## Record set

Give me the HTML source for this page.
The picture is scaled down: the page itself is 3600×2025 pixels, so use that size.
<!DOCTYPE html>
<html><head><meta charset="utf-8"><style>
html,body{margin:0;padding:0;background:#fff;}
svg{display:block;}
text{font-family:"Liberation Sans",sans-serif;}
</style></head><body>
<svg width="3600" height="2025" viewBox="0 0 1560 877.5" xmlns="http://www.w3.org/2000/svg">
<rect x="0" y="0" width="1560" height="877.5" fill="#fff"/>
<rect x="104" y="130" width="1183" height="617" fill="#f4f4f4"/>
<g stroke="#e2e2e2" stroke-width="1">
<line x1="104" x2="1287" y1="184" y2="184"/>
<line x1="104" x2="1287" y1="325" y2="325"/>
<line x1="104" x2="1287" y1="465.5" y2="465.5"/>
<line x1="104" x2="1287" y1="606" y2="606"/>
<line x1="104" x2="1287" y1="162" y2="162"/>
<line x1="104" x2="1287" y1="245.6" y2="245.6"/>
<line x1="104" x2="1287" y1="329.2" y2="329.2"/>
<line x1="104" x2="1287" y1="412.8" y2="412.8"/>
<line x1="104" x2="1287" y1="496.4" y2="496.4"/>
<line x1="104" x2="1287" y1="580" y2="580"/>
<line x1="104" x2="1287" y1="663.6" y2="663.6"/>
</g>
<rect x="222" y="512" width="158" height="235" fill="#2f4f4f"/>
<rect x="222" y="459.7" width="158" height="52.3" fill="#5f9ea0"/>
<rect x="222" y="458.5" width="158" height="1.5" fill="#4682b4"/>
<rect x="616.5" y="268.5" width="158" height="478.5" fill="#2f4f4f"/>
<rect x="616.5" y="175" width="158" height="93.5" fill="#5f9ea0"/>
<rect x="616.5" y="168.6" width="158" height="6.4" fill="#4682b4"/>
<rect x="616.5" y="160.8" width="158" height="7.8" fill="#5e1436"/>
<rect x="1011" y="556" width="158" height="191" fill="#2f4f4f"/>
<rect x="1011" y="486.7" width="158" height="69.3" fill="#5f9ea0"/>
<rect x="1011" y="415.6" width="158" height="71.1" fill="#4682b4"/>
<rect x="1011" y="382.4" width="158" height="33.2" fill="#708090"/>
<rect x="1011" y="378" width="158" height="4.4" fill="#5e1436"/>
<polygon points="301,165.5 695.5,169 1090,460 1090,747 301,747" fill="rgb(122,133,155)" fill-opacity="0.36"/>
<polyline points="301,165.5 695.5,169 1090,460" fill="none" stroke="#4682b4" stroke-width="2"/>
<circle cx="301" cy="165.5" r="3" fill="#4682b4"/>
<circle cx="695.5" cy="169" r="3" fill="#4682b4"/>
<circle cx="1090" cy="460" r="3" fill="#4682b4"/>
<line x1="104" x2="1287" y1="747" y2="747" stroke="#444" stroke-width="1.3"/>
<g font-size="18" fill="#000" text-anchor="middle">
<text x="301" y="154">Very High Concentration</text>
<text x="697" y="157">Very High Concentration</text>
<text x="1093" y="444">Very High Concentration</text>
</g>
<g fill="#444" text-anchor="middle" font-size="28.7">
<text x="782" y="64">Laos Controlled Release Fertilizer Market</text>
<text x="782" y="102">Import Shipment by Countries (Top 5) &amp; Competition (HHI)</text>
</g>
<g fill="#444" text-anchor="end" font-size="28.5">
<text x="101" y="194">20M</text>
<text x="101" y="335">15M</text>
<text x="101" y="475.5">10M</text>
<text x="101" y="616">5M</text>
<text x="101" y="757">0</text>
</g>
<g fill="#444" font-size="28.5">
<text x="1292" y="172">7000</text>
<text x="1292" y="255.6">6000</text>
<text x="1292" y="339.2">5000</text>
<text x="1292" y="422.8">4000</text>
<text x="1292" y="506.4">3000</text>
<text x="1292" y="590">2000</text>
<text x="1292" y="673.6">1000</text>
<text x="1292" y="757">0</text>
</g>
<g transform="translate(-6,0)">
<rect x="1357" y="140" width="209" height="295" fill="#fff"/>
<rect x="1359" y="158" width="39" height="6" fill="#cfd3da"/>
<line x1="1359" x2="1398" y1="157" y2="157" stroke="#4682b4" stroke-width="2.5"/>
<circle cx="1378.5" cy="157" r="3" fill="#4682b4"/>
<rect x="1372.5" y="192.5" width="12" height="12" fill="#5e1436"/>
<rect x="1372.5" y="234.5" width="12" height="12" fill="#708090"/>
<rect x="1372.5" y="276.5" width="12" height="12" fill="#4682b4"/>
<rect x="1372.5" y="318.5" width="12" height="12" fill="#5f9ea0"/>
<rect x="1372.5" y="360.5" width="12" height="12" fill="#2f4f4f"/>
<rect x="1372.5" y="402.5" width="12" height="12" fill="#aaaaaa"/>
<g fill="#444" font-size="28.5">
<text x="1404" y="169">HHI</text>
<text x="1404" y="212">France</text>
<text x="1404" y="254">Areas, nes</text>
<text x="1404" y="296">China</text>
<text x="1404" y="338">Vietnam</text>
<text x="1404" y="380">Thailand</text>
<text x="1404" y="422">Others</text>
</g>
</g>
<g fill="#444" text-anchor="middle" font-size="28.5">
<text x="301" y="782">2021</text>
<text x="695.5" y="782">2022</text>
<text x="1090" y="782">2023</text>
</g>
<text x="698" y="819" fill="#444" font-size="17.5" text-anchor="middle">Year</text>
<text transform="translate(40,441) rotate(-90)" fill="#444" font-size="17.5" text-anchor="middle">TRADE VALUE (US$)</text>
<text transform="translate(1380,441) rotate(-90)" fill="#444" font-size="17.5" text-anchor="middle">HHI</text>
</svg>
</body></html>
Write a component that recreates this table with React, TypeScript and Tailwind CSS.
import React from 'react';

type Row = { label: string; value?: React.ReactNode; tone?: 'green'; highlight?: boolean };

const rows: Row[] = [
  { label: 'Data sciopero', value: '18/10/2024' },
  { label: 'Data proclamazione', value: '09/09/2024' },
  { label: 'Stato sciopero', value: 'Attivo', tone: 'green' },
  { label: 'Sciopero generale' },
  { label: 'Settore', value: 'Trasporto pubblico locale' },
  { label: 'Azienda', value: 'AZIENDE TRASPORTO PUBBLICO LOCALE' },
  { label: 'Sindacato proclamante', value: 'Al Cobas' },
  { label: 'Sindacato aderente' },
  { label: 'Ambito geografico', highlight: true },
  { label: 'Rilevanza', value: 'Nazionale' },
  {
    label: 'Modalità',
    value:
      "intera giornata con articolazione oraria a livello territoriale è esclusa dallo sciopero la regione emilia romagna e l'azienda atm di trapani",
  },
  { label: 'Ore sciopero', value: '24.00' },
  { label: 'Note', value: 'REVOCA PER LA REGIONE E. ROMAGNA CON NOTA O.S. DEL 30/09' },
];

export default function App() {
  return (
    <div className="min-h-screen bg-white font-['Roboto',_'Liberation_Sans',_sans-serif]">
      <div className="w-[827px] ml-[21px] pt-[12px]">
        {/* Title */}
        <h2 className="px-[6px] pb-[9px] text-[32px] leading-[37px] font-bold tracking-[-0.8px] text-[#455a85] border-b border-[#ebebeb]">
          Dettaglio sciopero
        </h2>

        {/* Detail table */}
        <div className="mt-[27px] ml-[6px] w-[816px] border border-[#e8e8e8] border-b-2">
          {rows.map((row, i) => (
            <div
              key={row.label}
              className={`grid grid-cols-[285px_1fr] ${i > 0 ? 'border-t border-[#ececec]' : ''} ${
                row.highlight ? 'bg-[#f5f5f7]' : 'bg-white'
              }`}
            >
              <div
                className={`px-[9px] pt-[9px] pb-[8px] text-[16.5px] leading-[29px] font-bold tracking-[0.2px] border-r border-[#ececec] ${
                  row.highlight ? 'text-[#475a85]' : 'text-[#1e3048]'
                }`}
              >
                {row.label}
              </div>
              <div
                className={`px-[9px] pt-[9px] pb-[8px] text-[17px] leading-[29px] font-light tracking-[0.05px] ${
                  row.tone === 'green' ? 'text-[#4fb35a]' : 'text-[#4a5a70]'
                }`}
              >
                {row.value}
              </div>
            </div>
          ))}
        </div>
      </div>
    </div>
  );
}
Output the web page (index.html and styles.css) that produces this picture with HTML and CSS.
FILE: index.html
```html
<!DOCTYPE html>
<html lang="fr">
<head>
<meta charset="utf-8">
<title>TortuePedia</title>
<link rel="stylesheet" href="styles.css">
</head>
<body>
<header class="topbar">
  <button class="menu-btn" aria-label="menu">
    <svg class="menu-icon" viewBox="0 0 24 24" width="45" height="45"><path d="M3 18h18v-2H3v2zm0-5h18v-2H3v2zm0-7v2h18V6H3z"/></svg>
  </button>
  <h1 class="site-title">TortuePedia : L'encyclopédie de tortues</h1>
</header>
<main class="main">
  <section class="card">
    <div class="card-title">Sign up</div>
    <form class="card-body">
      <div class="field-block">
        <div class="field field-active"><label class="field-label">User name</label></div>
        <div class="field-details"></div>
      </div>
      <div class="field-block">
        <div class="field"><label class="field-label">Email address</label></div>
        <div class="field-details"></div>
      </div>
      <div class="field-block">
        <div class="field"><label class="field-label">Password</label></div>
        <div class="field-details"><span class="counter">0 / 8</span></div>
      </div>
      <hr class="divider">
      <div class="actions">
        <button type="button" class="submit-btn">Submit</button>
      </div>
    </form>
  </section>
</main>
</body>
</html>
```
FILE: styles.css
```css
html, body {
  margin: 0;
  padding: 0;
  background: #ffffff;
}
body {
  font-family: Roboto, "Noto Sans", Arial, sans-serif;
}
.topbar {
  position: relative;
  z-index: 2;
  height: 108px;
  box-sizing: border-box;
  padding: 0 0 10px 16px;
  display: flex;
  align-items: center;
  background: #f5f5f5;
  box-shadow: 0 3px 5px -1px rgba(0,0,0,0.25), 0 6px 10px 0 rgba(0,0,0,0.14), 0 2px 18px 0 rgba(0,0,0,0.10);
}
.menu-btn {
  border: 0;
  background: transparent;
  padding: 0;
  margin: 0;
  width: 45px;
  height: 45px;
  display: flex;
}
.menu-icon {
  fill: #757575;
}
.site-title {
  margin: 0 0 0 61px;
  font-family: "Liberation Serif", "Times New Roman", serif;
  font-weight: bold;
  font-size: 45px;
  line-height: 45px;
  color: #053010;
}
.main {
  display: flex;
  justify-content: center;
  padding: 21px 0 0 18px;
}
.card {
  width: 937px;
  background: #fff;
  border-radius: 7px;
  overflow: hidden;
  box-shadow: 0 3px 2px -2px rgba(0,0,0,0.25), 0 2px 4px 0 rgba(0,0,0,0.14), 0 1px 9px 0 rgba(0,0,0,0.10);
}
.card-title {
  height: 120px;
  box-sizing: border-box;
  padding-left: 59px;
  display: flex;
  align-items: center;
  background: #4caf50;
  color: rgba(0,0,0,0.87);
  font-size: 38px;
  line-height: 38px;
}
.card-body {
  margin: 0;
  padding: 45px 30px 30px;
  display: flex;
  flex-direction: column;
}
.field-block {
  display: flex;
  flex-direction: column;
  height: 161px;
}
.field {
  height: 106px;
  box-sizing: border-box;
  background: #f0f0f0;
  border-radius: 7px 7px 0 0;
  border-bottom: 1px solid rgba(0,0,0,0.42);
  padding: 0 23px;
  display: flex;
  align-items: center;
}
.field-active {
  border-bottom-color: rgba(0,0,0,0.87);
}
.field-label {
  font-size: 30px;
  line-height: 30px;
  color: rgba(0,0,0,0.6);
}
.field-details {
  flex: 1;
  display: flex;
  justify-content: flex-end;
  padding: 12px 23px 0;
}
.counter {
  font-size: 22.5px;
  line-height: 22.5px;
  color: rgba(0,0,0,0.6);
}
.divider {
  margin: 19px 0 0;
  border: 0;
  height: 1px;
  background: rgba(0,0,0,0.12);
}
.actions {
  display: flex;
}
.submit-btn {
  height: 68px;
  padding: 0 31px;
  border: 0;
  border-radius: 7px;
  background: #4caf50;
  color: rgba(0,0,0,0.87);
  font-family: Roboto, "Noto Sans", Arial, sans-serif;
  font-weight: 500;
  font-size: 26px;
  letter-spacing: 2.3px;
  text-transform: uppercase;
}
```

## What is asked
Output, from the data above, the lines from the line with "Write a component" to the line with "string; value?: React.ReactNode;" exactly as they stand, both ends included and nothing else.

## Solution below
Write a component that recreates this table with React, TypeScript and Tailwind CSS.
import React from 'react';

type Row = { label: string; value?: React.ReactNode; tone?: 'green'; highlight?: boolean };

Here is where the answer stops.